Identify the lines that contain the word "page", then copy them.

----

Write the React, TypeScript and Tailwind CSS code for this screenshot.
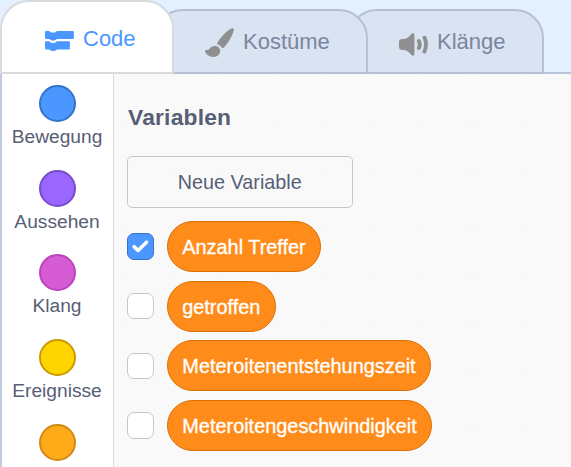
import React from 'react';

const categories = [
  { name: 'Bewegung', color: 'bg-[#4c97ff] border-[#3373cc]' },
  { name: 'Aussehen', color: 'bg-[#9966ff] border-[#774dcb]' },
  { name: 'Klang', color: 'bg-[#d65cd6] border-[#bd42bd]' },
  { name: 'Ereignisse', color: 'bg-[#ffd500] border-[#cc9900]' },
  { name: '', color: 'bg-[#ffab19] border-[#cf8b17]' },
];

const variables = [
  { name: 'Anzahl Treffer', checked: true, width: 'w-[154.500px]' },
  { name: 'getroffen', checked: false, width: 'w-[109px]' },
  { name: 'Meteroitenentstehungszeit', checked: false, width: 'w-[264.500px]' },
  { name: 'Meteroitengeschwindigkeit', checked: false, width: 'w-[265.500px]' },
];

function CodeIcon() {
  return (
    <svg className="h-[21px] w-[29px]" viewBox="0 0 29 21" fill="#4c97ff">
      <path d="M.9 0h2.700c.8 0 1.200.3 1.800.9.5.5.9.7 1.600.7h2c.8 0 1.200-.2 1.700-.7.6-.6 1-.9 1.800-.9H28a.9.9 0 0 1 .9.9v6.100a.9.9 0 0 1-.9.9H12.700c-.8 0-1.200.3-1.800.9-.5.4-.9.600-1.700.600H7.100c-.8 0-1.200-.2-1.700-.600-.6-.6-1-.9-1.800-.9H.9A.9.9 0 0 1 0 7V.9A.9.9 0 0 1 .9 0Z" />
      <path d="M.9 10.300h2.700c.8 0 1.200.3 1.800.9.5.5.9.7 1.600.7h2c.8 0 1.200-.2 1.700-.7.6-.6 1-.9 1.800-.9H24a.9.9 0 0 1 .9.9v6.300a.9.9 0 0 1-.9.9H12.700c-.8 0-1.200.3-1.800.9-.5.500-.9.800-1.700.8H7.100c-.8 0-1.200-.3-1.700-.8-.6-.6-1-.9-1.800-.9H.9a.9.9 0 0 1-.9-.9v-6.300a.9.9 0 0 1 .9-.9Z" />
    </svg>
  );
}

function BrushIcon() {
  return (
    <svg className="h-[29px] w-[29px]" viewBox="0 0 29 29" fill="#8f8f8f">
      <path d="M27.600.3c1.200.1 1.400 1.200 1 2.600-.8 3.700-4.800 11.100-8.700 15.500-1 1.100-2.100 2.100-3 1.400-.9-1.500-2.300-2.700-4.200-3.200-.9-.4-.7-1.400-.1-2.200C15.600 9.600 21.800 2.500 25.800.8c.7-.3 1.200-.5 1.800-.5Z" />
      <path d="M9.900 18c3 .1 5.300 2 5.300 5 0 3.400-2.900 5.900-6.900 5.900-3.700 0-7-1.600-8.100-4.800-.5-1.300-.1-2.200.9-2.100 1.400.1 2.300 0 3.400-1.300C6 19 7.400 17.900 9.900 18Z" />
    </svg>
  );
}

function SoundIcon() {
  return (
    <svg className="h-[23px] w-[29px]" viewBox="0 0 29 23">
      <path d="M3 6h2.400c2.500-.1 4.600-2.400 6.800-4.800C13.600-.3 15.400.2 15.400 2.200v18.600c0 2-1.800 2.500-3.200 1-2.200-2.300-4.300-4.600-6.800-4.700H3c-2 0-3-1-3-3V9c0-2 1-3 3-3Z" fill="#8f8f8f" />
      <path d="M19.800 8c1.200 2.200 1.200 4.900 0 7.100M25.500 4.600c2 4.600 2 9.300 0 13.900" fill="none" stroke="#8f8f8f" strokeWidth="3.800" strokeLinecap="round" />
    </svg>
  );
}

export default function App() {
  return (
    <div className="flex h-[467px] w-[571px] flex-col overflow-hidden bg-[#e3f0ff] font-['Liberation_Sans',Arial,sans-serif] text-[#575e75]">
      <nav className="flex h-[74px] shrink-0 items-end bg-[linear-gradient(to_top,#b9c5d8_2px,transparent_2px)] text-[22px] leading-[26px]">
        <div className="relative z-20 flex h-[74px] w-[174px] items-center gap-[9px] rounded-t-[29px] border-2 border-[#d9dadc] bg-white pl-[43px] pt-1 text-[#4c97ff]">
          <span className="pt-[4px]"><CodeIcon /></span>
          <span className="pb-[1px]">Code</span>
        </div>
        <div className="relative z-10 -ml-5 flex h-[65px] w-[214px] items-center gap-[9px] rounded-t-[29px] border-2 border-[#b7c0d2] bg-[#d9e3f2] pl-[49px] text-[#7c859c]">
          <span className="pt-[2px]"><BrushIcon /></span>
          <span>Kostüme</span>
        </div>
        <div className="-ml-5 flex h-[65px] w-[196px] items-center gap-[9px] rounded-t-[29px] border-2 border-[#b7c0d2] bg-[#d9e3f2] pl-[49px] text-[#7c859c]">
          <span className="pt-[5px]"><SoundIcon /></span>
          <span>Klänge</span>
        </div>
      </nav>
      <div className="flex min-h-0 flex-1">
        <aside className="flex w-[114px] shrink-0 flex-col items-center border-l-2 border-r border-l-[#bfc9df] border-r-[#d9d9d9] bg-white pt-[11px]">
          {categories.map((c, i) => (
            <div key={i} className="flex h-[84.700px] shrink-0 flex-col items-center gap-[3px]">
              <div className={`h-[37px] w-[37px] shrink-0 rounded-full border-2 ${c.color}`} />
              {c.name && <span className="-ml-px text-[19.200px] leading-[24px]">{c.name}</span>}
            </div>
          ))}
        </aside>
        <main className="flex-1 bg-[#f9f9f9] bg-[radial-gradient(circle_at_10px_1px,#f5f5f5_1px,transparent_1.500px)] bg-[length:49.700px_50px] pl-[13px] pt-[29px]">
          <h1 className="pl-px text-[22.800px] font-bold leading-[28px] tracking-[0.200px]">Variablen</h1>
          <button className="mt-[25px] block h-[52px] w-[225.500px] rounded-[5px] border-[1.500px] border-[#c6c6c6] text-[19.800px] leading-[24px]">Neue Variable</button>
          <div className="mt-[13px] flex flex-col gap-[8.700px]">
            {variables.map((v) => (
              <div key={v.name} className="flex h-[51px] items-center">
                <span className={`flex h-[26.500px] w-[26.500px] items-center justify-center rounded-[7px] border-[1.500px] ${v.checked ? 'border-[#3373cc] bg-[#4c97ff]' : 'border-[#c6c6c6] bg-white'}`}>
                  {v.checked && (
                    <svg className="h-[13px] w-[17px]" viewBox="0 0 17 13" fill="none" stroke="white" strokeWidth="3.500" strokeLinecap="round" strokeLinejoin="round">
                      <path d="M2.200 6.700 6 10.500 14.500 2.200" />
                    </svg>
                  )}
                </span>
                <span className={`ml-[13px] flex h-[51px] items-center justify-center whitespace-nowrap rounded-full border border-[#db6e00] bg-[#ff8c1a] pl-[0.500px] pt-[2.500px] text-[19.900px] text-white [-webkit-text-stroke:0.300px_white] ${v.width}`}>
                  {v.name}
                </span>
              </div>
            ))}
          </div>
        </main>
      </div>
    </div>
  );
}
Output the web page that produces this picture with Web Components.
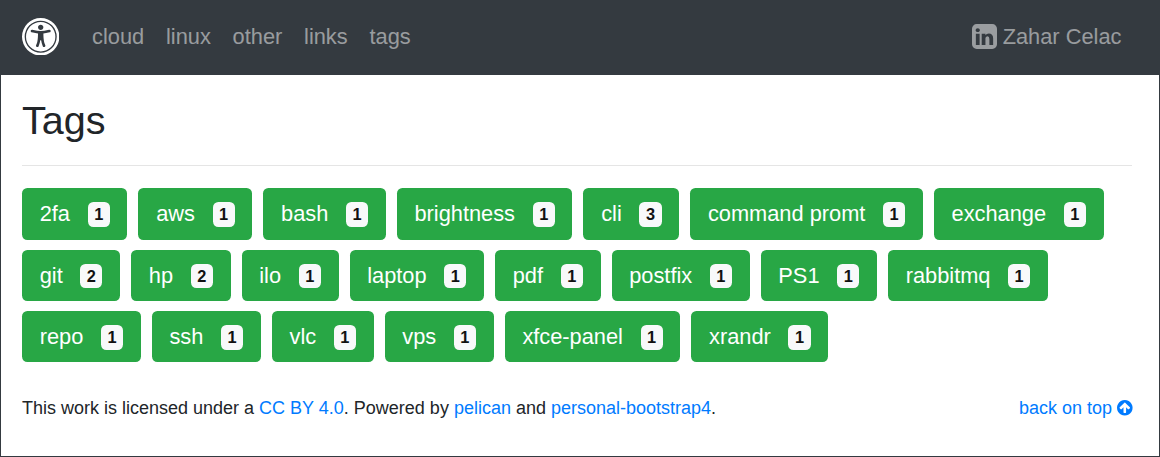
<!DOCTYPE html>
<html lang="en">
<head>
<meta charset="utf-8">
<title>Tags</title>
<style>
html, body { margin: 0; height: 100%; }
body { background: #fff; color: #212529; font: 21.8px/1.5 "Liberation Sans", Arial, sans-serif; overflow: hidden; }
</style>
</head>
<body>
<blog-page>
  <site-nav slot="header">
    <nav-link>cloud</nav-link><nav-link>linux</nav-link><nav-link>other</nav-link><nav-link>links</nav-link><nav-link>tags</nav-link>
    <nav-link slot="end"><fa-icon name="linkedin"></fa-icon>Zahar Celac</nav-link>
  </site-nav>
  <page-title>Tags</page-title>
  <tag-list>
    <tag-button count="1">2fa</tag-button>
    <tag-button count="1">aws</tag-button>
    <tag-button count="1">bash</tag-button>
    <tag-button count="1">brightness</tag-button>
    <tag-button count="3">cli</tag-button>
    <tag-button count="1">command promt</tag-button>
    <tag-button count="1">exchange</tag-button>
    <tag-button count="2">git</tag-button>
    <tag-button count="2">hp</tag-button>
    <tag-button count="1">ilo</tag-button>
    <tag-button count="1">laptop</tag-button>
    <tag-button count="1">pdf</tag-button>
    <tag-button count="1">postfix</tag-button>
    <tag-button count="1">PS1</tag-button>
    <tag-button count="1">rabbitmq</tag-button>
    <tag-button count="1">repo</tag-button>
    <tag-button count="1">ssh</tag-button>
    <tag-button count="1">vlc</tag-button>
    <tag-button count="1">vps</tag-button>
    <tag-button count="1">xfce-panel</tag-button>
    <tag-button count="1">xrandr</tag-button>
  </tag-list>
  <site-footer></site-footer>
</blog-page>
<script>
const define = (name, html, setup) => {
  const template = document.createElement('template');
  template.innerHTML = html;
  customElements.define(name, class extends HTMLElement {
    constructor() {
      super();
      this.attachShadow({ mode: 'open' }).append(template.content.cloneNode(true));
    }
    connectedCallback() { if (setup) setup(this, this.shadowRoot); }
  });
};

const icons = {
  access: ['0 0 1792 1792', 'M1374 609q-6-26-28.5-39.5t-48.5-7.5q-261 62-401 62t-401-62q-26-6-48.5 7.5t-28.5 39.5 7.5 48.5 39.5 28.5q194 46 303 58-2 158-15.5 269t-26.5 155.5-41 115.5l-9 21q-10 25 1 49t36 34q9 4 23 4 44 0 60-41l8-20q54-139 71-259h42q17 120 71 259l8 20q16 41 60 41 14 0 23-4 25-10 36-34t1-49l-9-21q-28-71-41-115.5t-26.5-155.5-15.5-269q109-12 303-58 26-6 39.5-28.5t7.5-48.5zm-350-161q0-53-37.5-90.5t-90.5-37.5-90.5 37.5-37.5 90.5 37.5 90.5 90.5 37.5 90.5-37.5 37.5-90.5zm576 448q0 143-55.5 273.5t-150 225-225 150-273.5 55.5-273.5-55.5-225-150-150-225-55.5-273.5 55.5-273.5 150-225 225-150 273.5-55.5 273.5 55.5 225 150 150 225 55.5 273.5zm-704-768q-156 0-298 61t-245 164-164 245-61 298 61 298 164 245 245 164 298 61 298-61 245-164 164-245 61-298-61-298-164-245-245-164-298-61zm896 768q0 182-71 348t-191 286-286 191-348 71-348-71-286-191-191-286-71-348 71-348 191-286 286-191 348-71 348 71 286 191 191 286 71 348z'],
  linkedin: ['128 128 1536 1536', 'M365 1414h231v-694h-231v694zm246-908q-1-52-36-86t-93-34-94.5 34-36.5 86q0 51 35.5 85.5t92.5 34.5h1q59 0 95-34.5t36-85.5zm585 908h231v-398q0-154-73-233t-193-79q-136 0-209 117h2v-101h-231q3 66 0 694h231v-388q0-38 7-56 15-35 45-59.5t74-24.5q116 0 116 157v371zm468-998v960q0 119-84.5 203.5t-203.5 84.5h-960q-119 0-203.5-84.5t-84.5-203.5v-960q0-119 84.5-203.5t203.5-84.5h960q119 0 203.5 84.5t84.5 203.5z'],
  up: ['128 128 1536 1536', 'M1412 895q0-27-18-45l-362-362-91-91q-18-18-45-18t-45 18l-91 91-362 362q-18 18-18 45t18 45l91 91q18 18 45 18t45-18l189-189v502q0 26 19 45t45 19h128q26 0 45-19t19-45v-502l189 189q19 19 45 19t45-19l91-91q18-18 18-45zm252 1q0 209-103 385.5t-279.5 279.5-385.5 103-385.5-103-279.5-279.5-103-385.5 103-385.5 279.5-279.5 385.5-103 385.5 103 279.5 279.5 103 385.5z']
};

define('fa-icon', `
<style>
:host { display: block; flex: none; width: var(--size, 25px); height: var(--size, 25px); }
svg { display: block; width: 100%; height: 100%; fill: currentColor; }
</style>
<svg aria-hidden="true"><path fill-rule="evenodd"/></svg>`, (el, root) => {
  const [box, d] = icons[el.getAttribute('name')];
  root.querySelector('svg').setAttribute('viewBox', box);
  root.querySelector('path').setAttribute('d', d);
});

define('blog-page', `
<style>
:host { display: flex; flex-direction: column; box-sizing: border-box; height: 100%; border: 1px solid #343a40; }
main { padding: 22px 26px 0 21px; }
</style>
<slot name="header"></slot>
<main><slot></slot></main>`);

define('nav-link', `
<style>
:host { display: block; }
a { display: flex; align-items: center; gap: 5.8px; padding: 2px 10.9px 0; color: rgba(255,255,255,.5); text-decoration: none; }
::slotted(fa-icon) { margin-top: -2px; }
</style>
<a><slot></slot></a>`);

define('site-nav', `
<style>
:host { display: block; flex: none; background: #343a40; }
nav { display: flex; align-items: center; box-sizing: border-box; height: 74px; padding: 0 26.7px 3px 21px; }
.brand { color: #fff; --size: 37.4px; margin-right: 21.8px; }
.links { display: flex; flex: 1; }
</style>
<nav><fa-icon class="brand" name="access"></fa-icon><div class="links"><slot></slot></div><slot name="end"></slot></nav>`);

define('page-title', `
<style>
:host { display: block; border-bottom: 1px solid #e5e5e5; padding-bottom: 22px; margin: 0 1px 22.4px 0; }
h1 { margin: 0; font-size: 39.6px; font-weight: 400; line-height: 46px; }
</style>
<h1><slot></slot></h1>`);

define('tag-list', `
<style>:host { display: flex; flex-wrap: wrap; gap: 10.2px 11px; }</style>
<slot></slot>`);

define('tag-button', `
<style>
:host { display: block; }
a { display: flex; align-items: baseline; box-sizing: border-box; height: 51.2px; padding: 10px 17.7px 8px; border-radius: 5.4px; background: #28a745; color: #fff; white-space: nowrap; }
b { position: relative; top: -1px; margin-left: 17.6px; padding: 4.09px 6.54px; border-radius: 5.4px; background: #f8f9fa; color: #111; font-size: 16.36px; line-height: 1; }
</style>
<a><span><slot></slot></span><b></b></a>`, (el, root) => {
  root.querySelector('b').textContent = el.getAttribute('count');
});

define('site-footer', `
<style>
:host { display: flex; justify-content: space-between; margin: 32.4px 0 0; font-size: 18px; line-height: 27px; }
a { color: #007bff; text-decoration: none; }
.top { display: flex; align-items: center; gap: 5px; --size: 15.6px; margin-right: .3px; }
fa-icon { margin-top: -1px; }
</style>
<span>This work is licensed under a <a>CC BY 4.0</a>. Powered by <a>pelican</a> and <a>personal-bootstrap4</a>.</span>
<a class="top">back on top<fa-icon name="up"></fa-icon></a>`);
</script>
</body>
</html>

----

**COMPLETE OUTPUT**
Output the web page that produces this picture with Web Components.
<blog-page>
  <page-title>Tags</page-title>
</blog-page>
define('blog-page', `
define('page-title', `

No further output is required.